Gafur Gulom: Shum bola [The Rascal]
The unnamed narrator and hero of this story lives in a mahalla in Tashkent. He is fourteen years old and, like other boys, enjoys running around, playing and causing a certain amount of mischief. His parents are poor but there is plenty to keep the boys occupied. They tease the mentally ill and have a whole range of inventive games. One day, they decide to make plov. Each child has the task of getting one of the ingredients. Our narrator has to get the oil. He goes home and distracts his sister, so that he can steal the butter, which he hides under his belt. He sees the hen outside and she seems to be sitting on an egg so he steals her egg as well, to her disgust, feeling that bringing more than required will earn him some merit.
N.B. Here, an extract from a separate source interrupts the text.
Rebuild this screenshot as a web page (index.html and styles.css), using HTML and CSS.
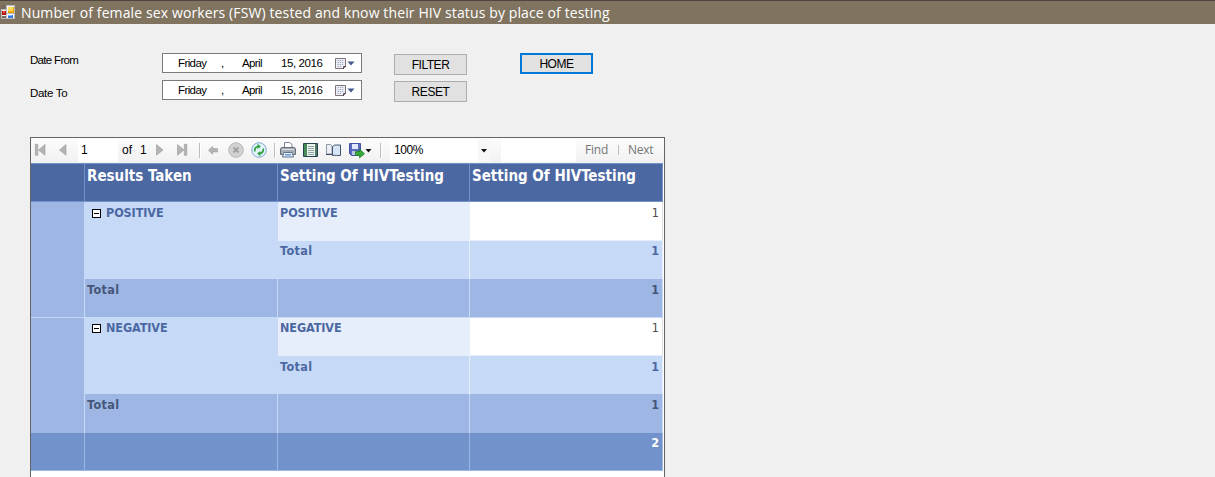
FILE: index.html
```html
<!DOCTYPE html>
<html lang="en">
<head>
<meta charset="utf-8">
<title>Number of female sex workers (FSW) tested</title>
<link rel="stylesheet" href="styles.css">
</head>
<body>
<header class="titlebar">
  <svg class="app-icon" width="15" height="15" viewBox="0 0 15 15" shape-rendering="crispEdges">
    <path fill="#b9b9bd" d="M0 4h5V0h9v14H0z"/>
    <path fill="#f8f5ec" d="M6 1h7v7H6z"/><path fill="#e7a600" d="M7 2h6v6H7z"/><path fill="#ffd95a" d="M7 2h5v4H7z"/>
    <path fill="#eee" d="M1 5h4v6H1z"/><path fill="#b71313" d="M1 6h4v4H1z"/><path fill="#e94b38" d="M2 6h2v2H2z"/>
    <path fill="#776b5f" d="M0 0h5v4H0zM1 11h4v2H1z"/>
    <path fill="#fff" d="M6 9h7v4H6z"/><path fill="#3479de" d="M7 10h5v3H7z"/><path fill="#84b6ff" d="M7 10h4v1H7z"/>
  </svg>
  <h1 class="title">Number of female sex workers (FSW) tested and know their HIV status by place of testing</h1>
</header>

<section class="filters">
  <div class="labels"><label>Date From</label><label>Date To</label></div>
  <div class="dates">
    <div class="date"><span class="weekday">Friday</span><span class="comma">,</span><span class="month">April</span><span class="day">15, 2016</span>
      <svg class="cal" width="22" height="13" viewBox="0 0 22 13"><path d="M1.500 1.500h10v8l-2 2h-8z" fill="#eceef6" stroke="#7f7375"/><path d="M3.500 3.500h6M3.500 5.500h6M3.500 7.500h6M3.500 9.500h4" stroke="#a3abc4" stroke-dasharray="1.300 .9"/><path d="M9.500 12V9.500H12" fill="none" stroke="#594c50"/><path d="M13.500 4.500h7L17 8.500z" fill="#44598c"/></svg></div>
    <div class="date"><span class="weekday">Friday</span><span class="comma">,</span><span class="month">April</span><span class="day">15, 2016</span>
      <svg class="cal" width="22" height="13" viewBox="0 0 22 13"><path d="M1.500 1.500h10v8l-2 2h-8z" fill="#eceef6" stroke="#7f7375"/><path d="M3.500 3.500h6M3.500 5.500h6M3.500 7.500h6M3.500 9.500h4" stroke="#a3abc4" stroke-dasharray="1.300 .9"/><path d="M9.500 12V9.500H12" fill="none" stroke="#594c50"/><path d="M13.500 4.500h7L17 8.500z" fill="#44598c"/></svg></div>
  </div>
  <div class="actions"><button class="btn">FILTER</button><button class="btn">RESET</button></div>
  <button class="btn home">HOME</button>
</section>

<main class="viewer">
  <div class="toolbar">
    <svg class="nav" width="47" height="25" viewBox="0 0 47 25"><g fill="#b4b4b4" stroke="#9b9b9b" stroke-width=".6"><path d="M4.300 6.300h2.500v11H4.300zM14 6.500v10.700L7.500 12zM35 6.500v10.700L28.500 12z"/></g></svg>
    <span class="page">1</span>
    <span class="of">of</span><span class="count">1</span>
    <svg class="nav2" width="132" height="25" viewBox="0 0 132 25">
      <g fill="#b4b4b4" stroke="#9b9b9b" stroke-width=".6"><path d="M8.500 6.500v10.700L15 12zM29.500 6.500v10.700L36 12zM36.300 6.300h2.500v11h-2.500z"/><path d="M60.500 12.300l4-4v2.300h5v3.400h-5v2.300z"/></g>
      <path d="M51.500 5v15" stroke="#bdbdbd"/><path d="M52.500 6v15" stroke="#fff"/>
      <circle cx="88" cy="12" r="7.300" fill="#d2d2d2" stroke="#b8b8b8"/><path d="M85.500 9.500l5 5m0-5l-5 5" stroke="#a0a0a0" stroke-width="1.800"/>
      <circle cx="111" cy="12" r="7.300" fill="#e4f2fb" stroke="#7fa9d2"/>
      <path d="M106.800 13.500c-.5-3 1.200-5 3.500-5M115.200 10.500c.5 3-1.200 5-3.500 5" fill="none" stroke="#2fa33f" stroke-width="1.700"/><path d="M109.500 5.800l3.500 2.700-3.500 2.600zM112.500 12.900l-3.500 2.600 3.500 2.700z" fill="#2fa33f"/>
      <path d="M126.500 5v15" stroke="#bdbdbd"/><path d="M127.500 6v15" stroke="#fff"/>
    </svg>
    <svg class="tools" width="108" height="25" viewBox="0 0 108 25">
      <path d="M5.500 10V4.500h5l2.500 2V10" fill="#fff" stroke="#78869b"/><path d="M2.500 9.500h13l1 1.500v5.500h-15V11z" fill="#a6acb4" stroke="#6a7078"/><path d="M3 11.500h12" stroke="#d9dee4"/><path d="M5 14.500h8l1.500 4.500h-11z" fill="#e9f4ff" stroke="#617389"/><path d="M6 16.800h6" stroke="#5c9bd6" stroke-width="1.500"/>
      <path d="M24.500 5.500h14v13h-14z" fill="#edf6e9" stroke="#27434f"/><path d="M25 6h3v12h-3z" fill="#478b5a"/><path d="M36 6h2v12h-2z" fill="#517b67"/><path d="M29 8.500h6M29 10.500h6M29 12.500h6M29 14.500h6M29 16.500h6" stroke="#8fa5ad"/>
      <path d="M47.500 6.500h4l1.500 1.500v8h-5.500z" fill="#edf1f7" stroke="#8d98a6"/><path d="M47 16.500h6l1.500 1" fill="none" stroke="#36475d"/><path d="M53.500 17.500v-9q2-2 4-1.500h4v10.500h-4q-2-.5-4 0z" fill="#d5e5f7" stroke="#46566b"/>
      <path d="M70.500 5.500h11v12h-9l-2-2z" fill="#5a6abf" stroke="#4453a6"/><path d="M73 6h6v5h-6z" fill="#e2e8fa"/><path d="M73 13h5v4h-5z" fill="#b9c6e3"/><path d="M76.500 13.500h4v-2.500l5 4.700-5 4.300v-2.500h-4z" fill="#36a836" stroke="#187d26" stroke-width=".7"/>
      <path d="M86.500 11h6l-3 3.500z" fill="#111"/><path d="M101.500 5v15" stroke="#bdbdbd"/><path d="M102.500 6v15" stroke="#fff"/>
    </svg>
    <div class="zoom"><span>100%</span><svg width="12" height="23" viewBox="0 0 12 23"><path d="M0 0h12v23H0z" fill="#f8f8f8"/><path d="M3 10h6l-3 3.500z" fill="#111"/></svg></div>
    <span class="search"></span>
    <span class="find">Find</span><span class="bar"></span><span class="next">Next</span>
  </div>
  <div class="report">
    <div class="c head"></div><div class="c head">Results Taken</div><div class="c head">Setting Of HIVTesting</div><div class="c head">Setting Of HIVTesting</div>
    <div class="c outer"></div>
    <div class="c group"><i class="toggle"></i>POSITIVE</div>
    <div class="c item">POSITIVE</div><div class="c value">1</div>
    <div class="c sub raised">Total</div><div class="c sub num raised">1</div>
    <div class="c total">Total</div><div class="c total"></div><div class="c total num">1</div>
    <div class="c outer"></div>
    <div class="c group raised"><i class="toggle"></i>NEGATIVE</div>
    <div class="c item raised">NEGATIVE</div><div class="c value raised">1</div>
    <div class="c sub">Total</div><div class="c sub num">1</div>
    <div class="c total">Total</div><div class="c total"></div><div class="c total num">1</div>
    <div class="c grand"></div><div class="c grand"></div><div class="c grand"></div><div class="c grand num raised">2</div>
  </div>
</main>
</body>
</html>
```
FILE: styles.css
```css
* { box-sizing: border-box; }
body { margin: 0; height: 477px; overflow: hidden; background: #f0f0f0; color: #000; font: 12px/14px "Liberation Sans", Arial, sans-serif; }
.titlebar { height: 24px; background: #807460; border-top: 1px solid #51463f; display: flex; align-items: flex-start; }
.app-icon { margin: 4px 0 0 1px; flex: none; }
.title { margin: 2px 0 0 5px; font: 400 14px/20px "Open Sans", "Noto Sans", sans-serif; letter-spacing: .116px; color: #fff; white-space: nowrap; }

.filters { display: flex; height: 113px; padding: 29px 0 0 30px; align-items: flex-start; }
.labels { width: 132px; display: flex; flex-direction: column; gap: 19px; font-size: 11.500px; letter-spacing: -.68px; }
.labels label:last-child { letter-spacing: -.3px; }
.dates { width: 200px; display: flex; flex-direction: column; gap: 7px; }
.date { height: 20px; background: #fff; border: 1px solid #7a7a7a; display: flex; align-items: center; padding-left: 15px; font-size: 11.500px; letter-spacing: -.4px; }
.weekday { width: 43px; letter-spacing: -.6px; }
.comma { width: 21px; }
.month { width: 39px; letter-spacing: -.6px; }
.day { width: 53px; white-space: nowrap; }
.cal { flex: none; }
.actions { margin: 1px 0 0 32px; display: flex; flex-direction: column; gap: 6px; }
.btn { width: 73px; height: 21px; padding: 1px 0 0; border: 1px solid #adadad; background: #e1e1e1; font: 12px/18px "Liberation Sans", Arial, sans-serif; letter-spacing: -.45px; color: #000; }
.home { margin-left: 53px; border: 2px solid #0078d7; line-height: 16px; }

.viewer { margin-left: 30px; width: 635px; height: 342px; border: 1px solid #646464; background: #fff; }
.toolbar { height: 25px; display: flex; align-items: flex-start; background: linear-gradient(#fcfcfc, #f1f1f1); line-height: 25px; overflow: hidden; }
.toolbar svg { flex: none; }
.page { width: 40px; height: 23px; margin-top: 1px; line-height: 23px; background: #fff; padding-left: 3px; }
.of { width: 18px; margin-left: 4px; }
.count { width: 7px; }
.nav2 { margin: 0 -1px 0 1px; }
.zoom { width: 100px; height: 23px; margin: 1px 0 0 3px; background: #fff; display: flex; justify-content: space-between; line-height: 23px; padding-left: 4px; letter-spacing: -.4px; }
.search { width: 75px; height: 23px; margin: 1px 0 0 11px; background: #fff; }
.find, .next { color: #767676; font: 12px/24px "Open Sans", "Noto Sans", sans-serif; }
.find { margin-left: 9px; width: 33px; letter-spacing: -.2px; }
.bar { width: 1px; height: 10px; margin-top: 7px; background: #bdbdbd; }
.next { margin-left: 9px; letter-spacing: -.3px; }

.report { display: grid; grid-template-columns: 54px 193px 192px 193px; grid-template-rows: 39px 39px 38px 39px 38px 38px 39px 38px; font: bold 12.500px/15px "DejaVu Sans Condensed", "DejaVu Sans", sans-serif; font-stretch: condensed; }
.c { padding: 3px 2px; border-right: 1px solid #c6d9f7; white-space: nowrap; }
.head { background: #4c68a2; color: #fff; border-top: 1px solid #7292cc; border-bottom: 1px solid #7292cc; border-right-color: #7292cc; font-size: 15px; line-height: 18px; }
.outer { grid-row: span 3; background: #9eb6e4; border-bottom: 1px solid #c6d9f7; }
.outer ~ .outer { border-bottom-color: #9eb6e4; }
.group { grid-row: span 2; background: #c6d9f7; color: #4c68a2; letter-spacing: -.1px; }
.item { background: #e6eefb; color: #4c68a2; border-right-color: #e6eefb; letter-spacing: -.1px; }
.value { background: #fff; color: #4d4d4d; border-right-color: #e0e0e0; border-bottom: 1px solid #e6eefb; font-weight: 400; text-align: right; padding-right: 3px; }
.sub { background: #c6d9f7; color: #4c68a2; border-right-color: #e6eefb; letter-spacing: .4px; }
.total { background: #9eb6e4; color: #465678; border-bottom: 1px solid #c6d9f7; letter-spacing: .4px; }
.outer ~ .outer ~ .total { border-bottom-color: #9eb6e4; }
.num { text-align: right; padding-right: 3px; letter-spacing: 0; }
.grand { background: #7292cc; color: #fff; border-right-color: #9eb6e4; border-bottom: 1px solid #9eb6e4; }
.raised { padding-top: 2px; }
.toggle { display: inline-block; width: 9px; height: 9px; margin: 0 5px 0 5px; border: 1px solid #000; vertical-align: -1px; background: linear-gradient(#000, #000) center / 5px 1px no-repeat #fff; }
```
He hides the egg under his cap. However, just as he is about to flee, his mother returns and makes him do some work in the kitchen. As he starts getting hot, the butter melts. His mother feels that he has wet himself (or worse) and hits him on the head, causing the egg to break. The only solution is to run for it, which he does, setting off a whole series of adventure as he travels around the country, looking for work, looking for sustenance but also causing trouble.
His first port of call is to his aunt and uncle, who receive him kindly. Even when he takes their dog and uses it for fighting with the inevitable resulting injury, they do not seem to mind too much. However, his uncle has to go away for a few days and entrusts him with looking after his pet birds. He is not sure what to feed them but sees that their faeces are white so decides that sour milk is the answer. The birds do not seem impressed and refuse to eat. When they continue to refuse, he decides to force-feed them, with the inevitable consequences. He takes the money his uncle had given him for bird feed and the two surviving turtle doves and sets off. He meets an old friend, Omon, but not before has been forced to trade the birds, and they decide to go to the local bazaar. Bazaars will feature strongly in this book – somehow our narrator always ends up in one. Gulom paints a very colourful picture of the bazaars and, indeed, in my edition of the book, there are a few colorful line drawings of them. As in most of his adventures, while the bazaars are a source of colour and lively action, they are also where things sometimes go wrong. In this case, he and Omon are accused (incorrectly) of being an accomplice of a thief. Indeed, the accuser is a thief well-known to them but falsely accuses someone else. The boys manage to flee and end up staying with an old lady in a yurt.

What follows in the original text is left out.